Infield did not work for Nessi but was peripherally involved in the TAAMS project and sat in on numerous meetings.

Legal attacks have been launched on 17 midlevel federal systems workers, creating a frustrating work environment, Nessi said. Attorneys involved in the lawsuit against Babbitt have sent legal documents to federal workers' homes on weekends, upsetting family members, he said.

Interior and BIA officials are aware of initial development and oversight problems with TAAMS, Nessi said. GAO in April of last year criticized the bureau's implementation of TAAMS and concluded the project lacked management and needed further analysis [GCN, Sept. 13, 1999, Page 1]. The Interior inspector general has also reviewed the system and recommended changes.

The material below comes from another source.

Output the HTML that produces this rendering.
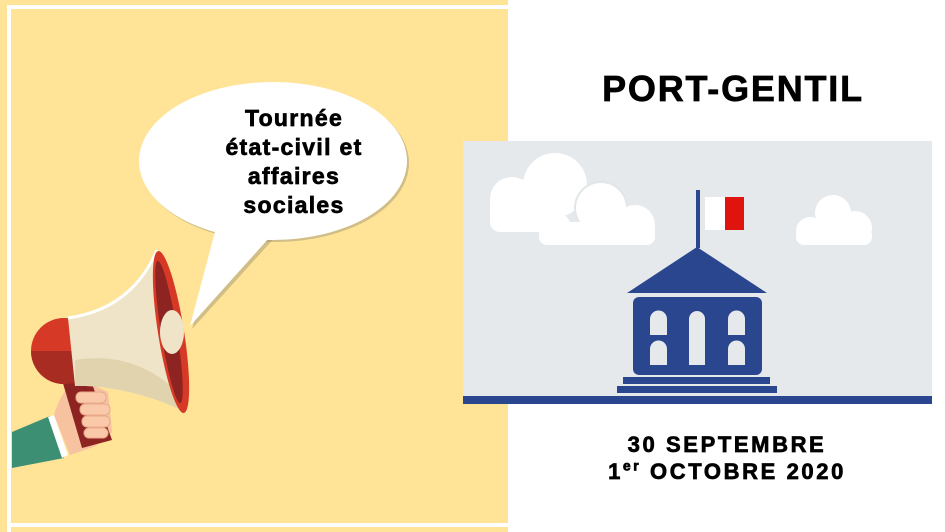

BIA has worked to respond to these recommendations, Nessi said. GAO plans to release a follow-up report this week, and Nessi said he expects to see good things in the new review.

'When this is finally deployed, we will have one of the best title systems in America,' he said.

In her affidavit, however, Infield takes aim at the system, which replaces the bureau's Land Record Information System and the Integrated Records Management System, two legacy Cobol applications. LRIS is still running on some of the bureau's old IBM 3090 mainframes. IRMS is still in use, too, and runs on a Unisys Corp. ClearPath NX server.

For a TAAMS pilot in Billings, Mont., staff members used Pentium PCs to connect via a frame relay network to the revised BIA records application hosted on two IBM AS/400 servers at a Texas data center run by Applied Terra Vision Inc. of Dallas.

So far, the system has gone live at two additional bureau sites, in Anchorage, Alaska, and Anadarko, Okla. BIA will next deploy TAAMS at its Sacramento, Calif., office. The bureau estimates that the nationwide rollout will cost $60 million to $80 million and take four years.

Despite the deployment efforts, Infield maintained in her March 5 affidavit that TAAMS is a failure.

Following the filing of the Infield affidavit by Cobell's attorneys, the court initially issued a restraining order barring BIA from letting contractors access the systems' data until the bureau checked the security clearances of all contract employees. The agency spent the next 10 days approving security clearances, and the court then rescinded the restraining order.

Infield has not been at work since March 22, although she is still on BIA's payroll, bureau officials said. The bureau has granted her a leave of absence for health reasons.